Anyone who has coached a team knows results matter more than excuses, and politics should be the same. When leaders don’t deliver, voters and citizens demand change, and sometimes entire systems need rethinking. The unrest in the region shows populations will not indefinitely tolerate failed governance.
The Palestinian Authority has long operated without the same global pressure other regimes face when they fail. Instead of focusing on basic services and economic opportunities, some institutions prioritize ideology and reward violence, leaving ordinary Palestinians to shoulder the cost. That disconnect explains why local frustration has been rising for years.
A respected insider recently put those failures in stark terms, describing deep-seated corruption and a culture of impunity inside the PA. Land grabs, political protections for cronies, and the absence of real elections have hollowed out public trust. When a system protects its rulers instead of its citizens, legitimacy evaporates fast.
One stark symptom is the continued practice of paying terror-linked stipends despite repeated promises to stop the practice. Moving money to different accounts doesn’t change the substance: public funds end up rewarding violence. In any other arena, that is called cheating, and it corrodes whatever moral authority the leadership claims to have.
Western tolerance for the status quo rests on a fear that pushing too hard will open the door to even worse outcomes, like Hamas rule. That calculation is backward. Tolerating failure creates the breeding ground for radicals, as Gaza demonstrated when Hamas exploited corruption and promises of reform to seize control. The danger is not removed by inaction but amplified by it.
Support for extremist parties is rising in parts of Judea and Samaria, in part because people see no accountable alternative. Palestinian business and community leaders I have spoken with are fed up with graft and the diversion of public resources.
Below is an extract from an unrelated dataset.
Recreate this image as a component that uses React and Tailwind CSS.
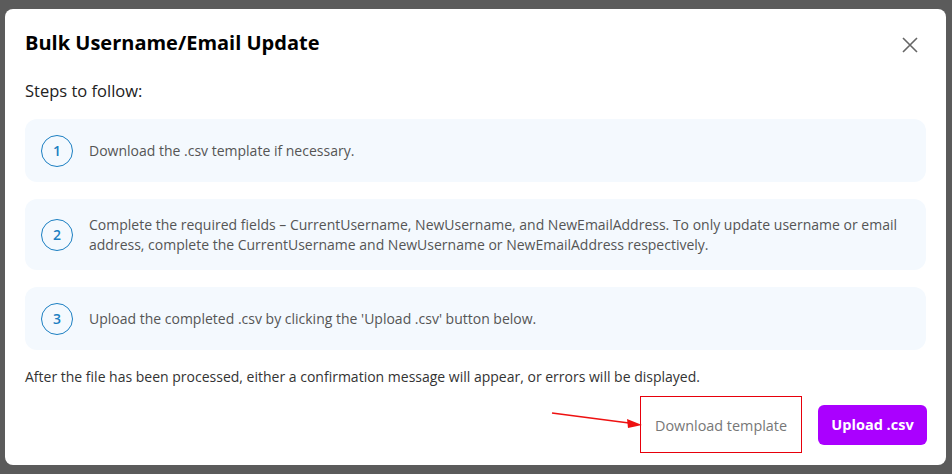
const steps = [
  'Download the .csv template if necessary.',
  'Complete the required fields – CurrentUsername, NewUsername, and NewEmailAddress. To only update username or email address, complete the CurrentUsername and NewUsername or NewEmailAddress respectively.',
  "Upload the completed .csv by clicking the 'Upload .csv' button below.",
];

export default function App() {
  return (
    <div
      className="w-[952px] h-[474px] bg-[#5b5b5b] pt-[9px] pl-[5px] overflow-hidden"
      style={{ fontFamily: '"Open Sans", sans-serif' }}
    >
      {/* Modal */}
      <div className="relative w-[941px] h-[456px] rounded-lg bg-white px-5">
        {/* Header */}
        <div className="flex items-center justify-between pt-[24px] h-[44px]">
          <h2 className="text-[20px] font-bold text-black leading-5">
            Bulk Username/Email Update
          </h2>
          <button className="mr-[8px] mt-[3px] text-[#666]">
            <svg className="w-[16px] h-[16px]" viewBox="0 0 16 16" fill="none" stroke="currentColor" strokeWidth={1.6}>
              <path d="M1 1l14 14M15 1L1 15" />
            </svg>
          </button>
        </div>

        <p className="mt-[28px] text-[16.5px] text-[#222] leading-5">Steps to follow:</p>

        <div className="mt-[18px] flex flex-col gap-[17px]">
          {steps.map((text, i) => (
            <div key={i} className="flex items-center gap-4 rounded-xl bg-[#f4f9fe] px-4 py-[15.5px]">
              <div className="w-8 h-8 flex-shrink-0 rounded-full border-[1.5px] border-[#1b7fc2] flex items-center justify-center text-[14px] font-semibold text-[#1b7fc2]">
                {i + 1}
              </div>
              <p className="text-[14px] leading-5 text-[#555]">{text}</p>
            </div>
          ))}
        </div>

        <p className="mt-[17px] text-[14px] leading-5 text-[#333]">
          After the file has been processed, either a confirmation message will appear, or errors will be displayed.
        </p>

        {/* Footer */}
        <div className="mt-[9px] flex items-center justify-end gap-4 -mr-px">
          <div className="w-[162px] h-[57px] border border-solid border-red-600 flex items-center justify-center">
            <span className="text-[14.4px] text-[#777] mt-[3px]">Download template</span>
          </div>
          <button className="h-10 w-[109px] rounded-md bg-[#aa00ff] text-white text-[14.5px] font-bold">
            Upload .csv
          </button>
        </div>

        {/* annotation arrow */}
        <svg className="absolute left-[544px] top-[400px] w-[95px] h-[24px]" viewBox="0 0 95 24" fill="none">
          <path d="M3 4 L80 14" stroke="#ee1111" strokeWidth="1.6" />
          <path d="M93 16 L78 10 L79 19 Z" fill="#ee1111" />
        </svg>
      </div>
    </div>
  );
}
If moderates lose credibility, voters will turn to whoever promises order, even if that promise comes with violence.
First, the two-state framework that helped entrench a centralized, unaccountable PA needs to be reconsidered. A decentralized model ā sometimes called an eight-state or local-emirate approach ā would break power into many local centers instead of a single collapsing center. That shifts responsibility to municipal and tribal authorities that already hold real influence on the ground.
Local authorities tend to be more directly accountable to their neighbors, which makes grand corruption harder to hide and harder for a single faction to seize everything. Decentralization reduces systemic risk and offers residents a clearer incentive to protect stability and pursue economic growth. It also creates room for pragmatic cooperation with regional partners.
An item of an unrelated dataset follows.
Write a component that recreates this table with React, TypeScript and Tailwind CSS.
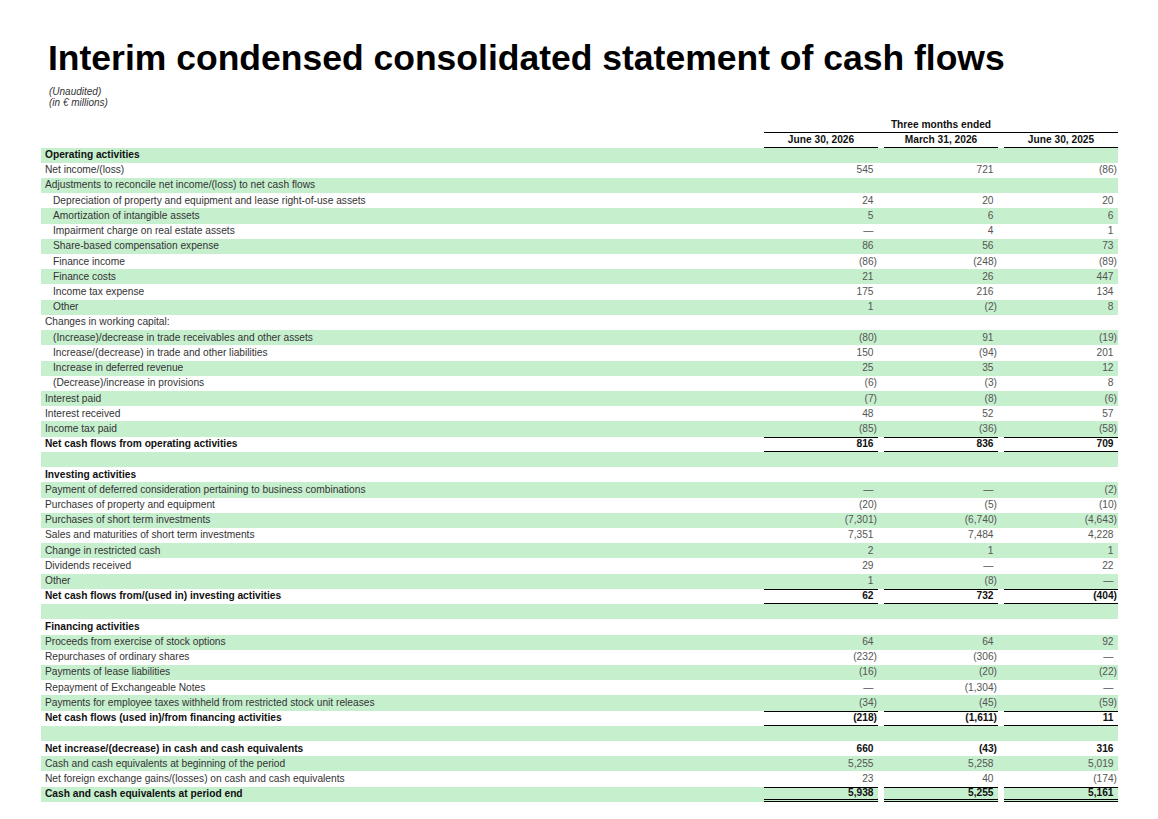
type Row = {
  label?: string
  v?: [string, string, string]
  bold?: boolean
  indent?: boolean
  total?: boolean
  grand?: boolean
}

const rows: Row[] = [
  { label: 'Operating activities', bold: true },
  { label: 'Net income/(loss)', v: ['545', '721', '(86)'] },
  { label: 'Adjustments to reconcile net income/(loss) to net cash flows' },
  { label: 'Depreciation of property and equipment and lease right-of-use assets', indent: true, v: ['24', '20', '20'] },
  { label: 'Amortization of intangible assets', indent: true, v: ['5', '6', '6'] },
  { label: 'Impairment charge on real estate assets', indent: true, v: ['—', '4', '1'] },
  { label: 'Share-based compensation expense', indent: true, v: ['86', '56', '73'] },
  { label: 'Finance income', indent: true, v: ['(86)', '(248)', '(89)'] },
  { label: 'Finance costs', indent: true, v: ['21', '26', '447'] },
  { label: 'Income tax expense', indent: true, v: ['175', '216', '134'] },
  { label: 'Other', indent: true, v: ['1', '(2)', '8'] },
  { label: 'Changes in working capital:' },
  { label: '(Increase)/decrease in trade receivables and other assets', indent: true, v: ['(80)', '91', '(19)'] },
  { label: 'Increase/(decrease) in trade and other liabilities', indent: true, v: ['150', '(94)', '201'] },
  { label: 'Increase in deferred revenue', indent: true, v: ['25', '35', '12'] },
  { label: '(Decrease)/increase in provisions', indent: true, v: ['(6)', '(3)', '8'] },
  { label: 'Interest paid', v: ['(7)', '(8)', '(6)'] },
  { label: 'Interest received', v: ['48', '52', '57'] },
  { label: 'Income tax paid', v: ['(85)', '(36)', '(58)'] },
  { label: 'Net cash flows from operating activities', bold: true, total: true, v: ['816', '836', '709'] },
  {},
  { label: 'Investing activities', bold: true },
  { label: 'Payment of deferred consideration pertaining to business combinations', v: ['—', '—', '(2)'] },
  { label: 'Purchases of property and equipment', v: ['(20)', '(5)', '(10)'] },
  { label: 'Purchases of short term investments', v: ['(7,301)', '(6,740)', '(4,643)'] },
  { label: 'Sales and maturities of short term investments', v: ['7,351', '7,484', '4,228'] },
  { label: 'Change in restricted cash', v: ['2', '1', '1'] },
  { label: 'Dividends received', v: ['29', '—', '22'] },
  { label: 'Other', v: ['1', '(8)', '—'] },
  { label: 'Net cash flows from/(used in) investing activities', bold: true, total: true, v: ['62', '732', '(404)'] },
  {},
  { label: 'Financing activities', bold: true },
  { label: 'Proceeds from exercise of stock options', v: ['64', '64', '92'] },
  { label: 'Repurchases of ordinary shares', v: ['(232)', '(306)', '—'] },
  { label: 'Payments of lease liabilities', v: ['(16)', '(20)', '(22)'] },
  { label: 'Repayment of Exchangeable Notes', v: ['—', '(1,304)', '—'] },
  { label: 'Payments for employee taxes withheld from restricted stock unit releases', v: ['(34)', '(45)', '(59)'] },
  { label: 'Net cash flows (used in)/from financing activities', bold: true, total: true, v: ['(218)', '(1,611)', '11'] },
  {},
  { label: 'Net increase/(decrease) in cash and cash equivalents', bold: true, v: ['660', '(43)', '316'] },
  { label: 'Cash and cash equivalents at beginning of the period', v: ['5,255', '5,258', '5,019'] },
  { label: 'Net foreign exchange gains/(losses) on cash and cash equivalents', v: ['23', '40', '(174)'] },
  { label: 'Cash and cash equivalents at period end', bold: true, grand: true, v: ['5,938', '5,255', '5,161'] },
]

function Cell({ value, row }: { value?: string; row: Row }) {
  const neg = value?.startsWith('(')
  const border = row.grand
    ? 'border-t border-b-[3px] border-double border-black'
    : row.total
      ? 'border-y border-black'
      : ''
  return (
    <div
      className={`flex h-full w-[114px] items-center justify-end ${border} ${neg ? 'pr-[1px]' : 'pr-[4.5px]'} ${
        row.bold ? 'font-bold text-[#111]' : 'text-[#555]'
      }`}
    >
      {value}
    </div>
  )
}

export default function App() {
  return (
    <div className="h-[819px] w-[1158px] overflow-hidden bg-white font-['Liberation_Sans',Arial,sans-serif] text-black">
      <h1 className="pl-[48px] pt-[40.5px] text-[35.5px] font-bold leading-[35.5px]">
        Interim condensed consolidated statement of cash flows
      </h1>
      <div className="mt-[9.5px] pl-[49px] text-[10px] italic leading-[11px] text-[#333]">
        <div>(Unaudited)</div>
        <div>(in € millions)</div>
      </div>

      <div className="ml-[41px] mt-[11px] w-[1077px]">
        {/* column headers */}
        <div className="flex text-[10.2px] font-bold text-[#111]">
          <div className="w-[723px]" />
          <div className="w-[354px]">
            <div className="border-b border-black pb-[2px] text-center leading-[11px]">Three months ended</div>
            <div className="flex h-[15px] justify-between">
              {['June 30, 2026', 'March 31, 2026', 'June 30, 2025'].map((h) => (
                <div key={h} className="flex w-[114px] items-center justify-center border-b border-black">
                  {h}
                </div>
              ))}
            </div>
          </div>
        </div>

        {rows.map((r, i) => {
          const green = i % 2 === 0
          const gap = `h-full w-[6px] ${green && !r.grand ? '' : 'bg-white'}`
          return (
            <div key={i} className={`flex h-[15.22px] text-[10.2px] leading-none ${green ? 'bg-[#c6efce]' : ''}`}>
              <div
                className={`flex w-[723px] items-center ${r.indent ? 'pl-[12px]' : 'pl-[4px]'} ${
                  r.bold ? 'font-bold text-[#111]' : 'text-[#333]'
                }`}
              >
                {r.label}
              </div>
              <Cell value={r.v?.[0]} row={r} />
              <div className={gap} />
              <Cell value={r.v?.[1]} row={r} />
              <div className={gap} />
              <Cell value={r.v?.[2]} row={r} />
            </div>
          )
        })}
      </div>
    </div>
  )
}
There are real-world efforts to test a different path. In Hebron, local leaders are exploring ways to sidestep the failing central apparatus, pursue autonomy, and build ties with regional economic partners. Initiatives like that show how empowering local figures who want stability and prosperity can pull communities away from the cycle of grievance and violence.
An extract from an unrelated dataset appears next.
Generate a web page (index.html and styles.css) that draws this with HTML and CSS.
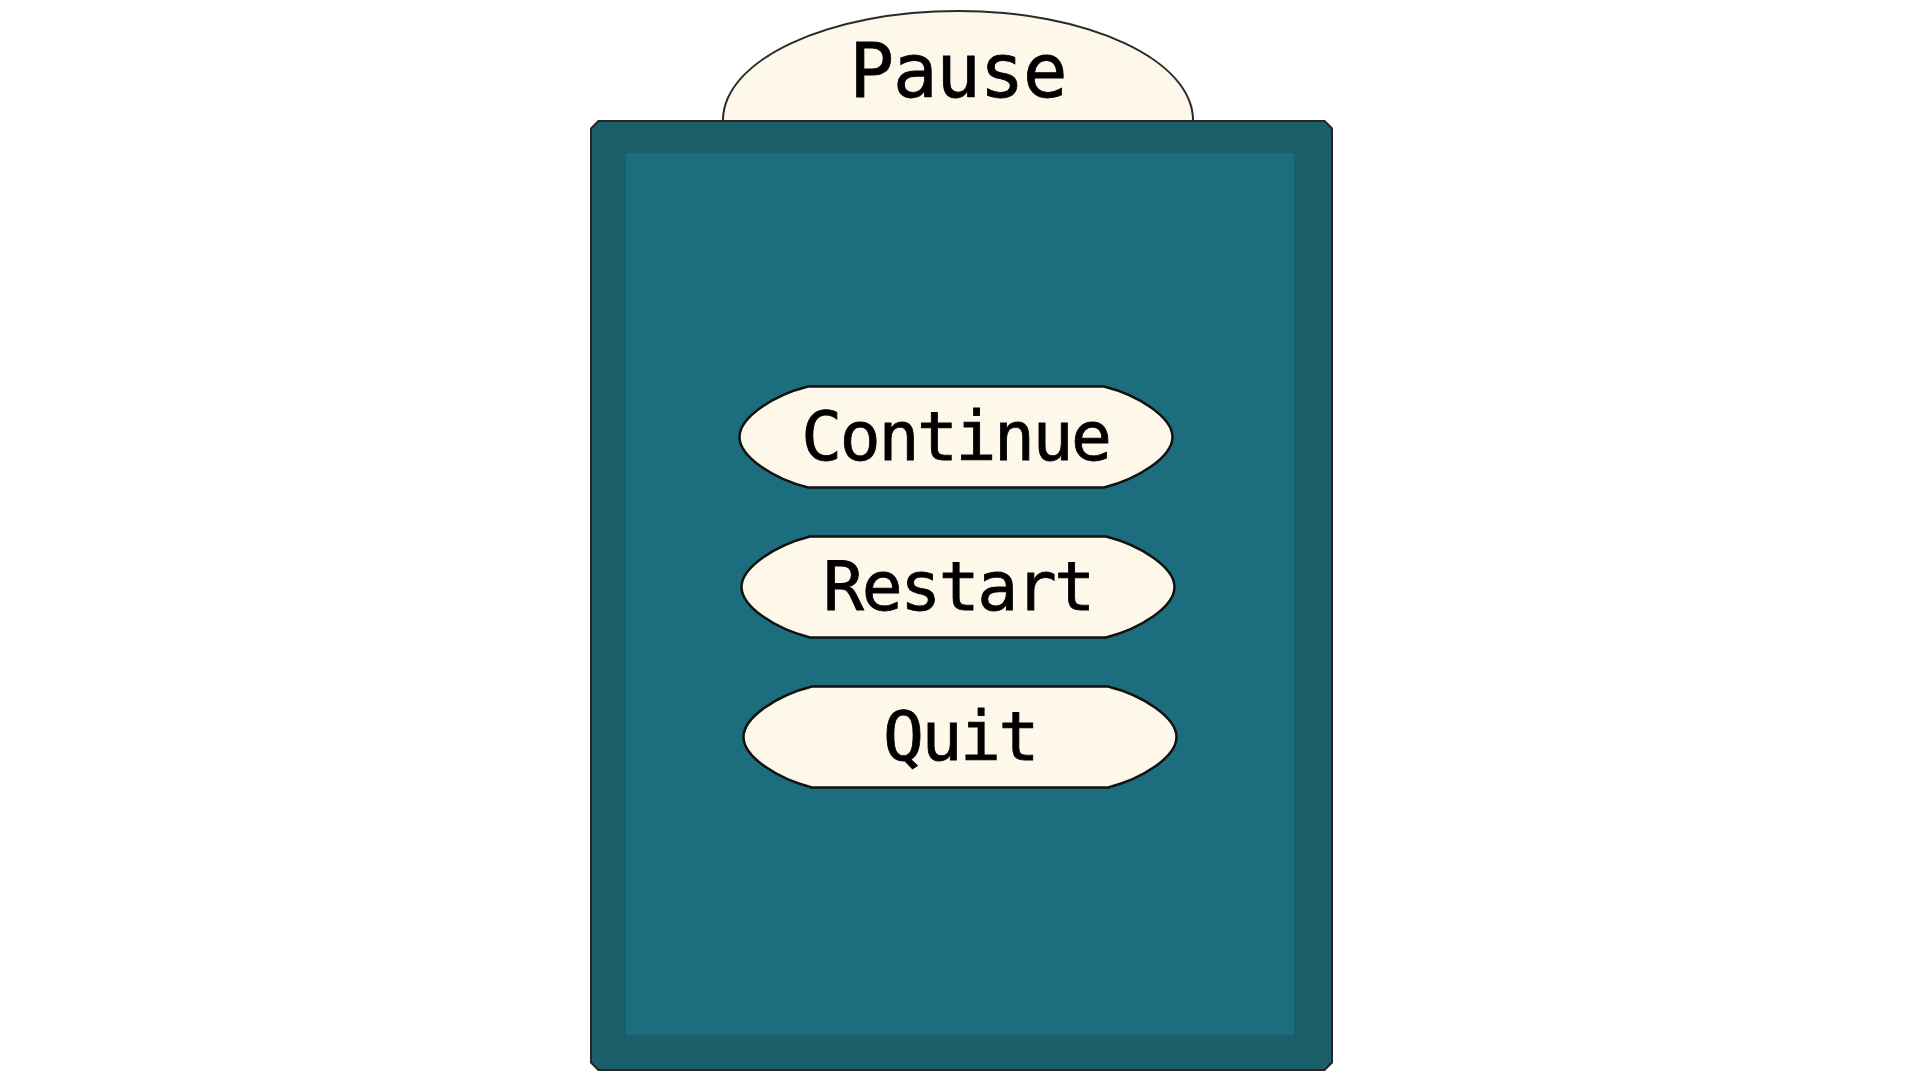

Palestinian politics has often eliminated moderates, leaving a familiar binary: corrupt strongmen on one side and violent theocrats on the other. That pattern persists because national-level structures reward patronage and punish local independence. Protecting and empowering local moderation is a practical countermeasure that has been underused for decades.
Second, the school system must be reformed to remove systematic incitement and replace it with civics and practical skills. Independent reviews have flagged curricula that celebrate violent “resistance,” erase Israel from maps, and inject hostility into subjects beyond history. When hostility is baked into education, the next generation inherits the conflict rather than tools to escape it.
Under a decentralized framework, local governments that reject militancy could qualify for international aid and regional partnerships while those that choose radicalism would isolate themselves. That conditionality creates a real incentive structure for reform and makes educational change enforceable where it matters. Economic integration and local autonomy, not abstract promises of statehood, will drive everyday improvement.
Former U.S. ambassador David Friedman has stressed that human flourishing in Judea and Samaria depends more on practical autonomy and economic ties than on symbolic statehood. Shift the power to those who deliver results, and you change the incentives for everyone involved. If the goal is durable stability and a better life for ordinary people, policy must match that reality.
If you are losing on the field, you change the playbook and the roster. The same principle applies here: preserve what works locally, remove what rots from the top, and give communities a real stake in their future. That is the political strategy needed to prevent worst-case outcomes and to give Palestinians a chance at a different path.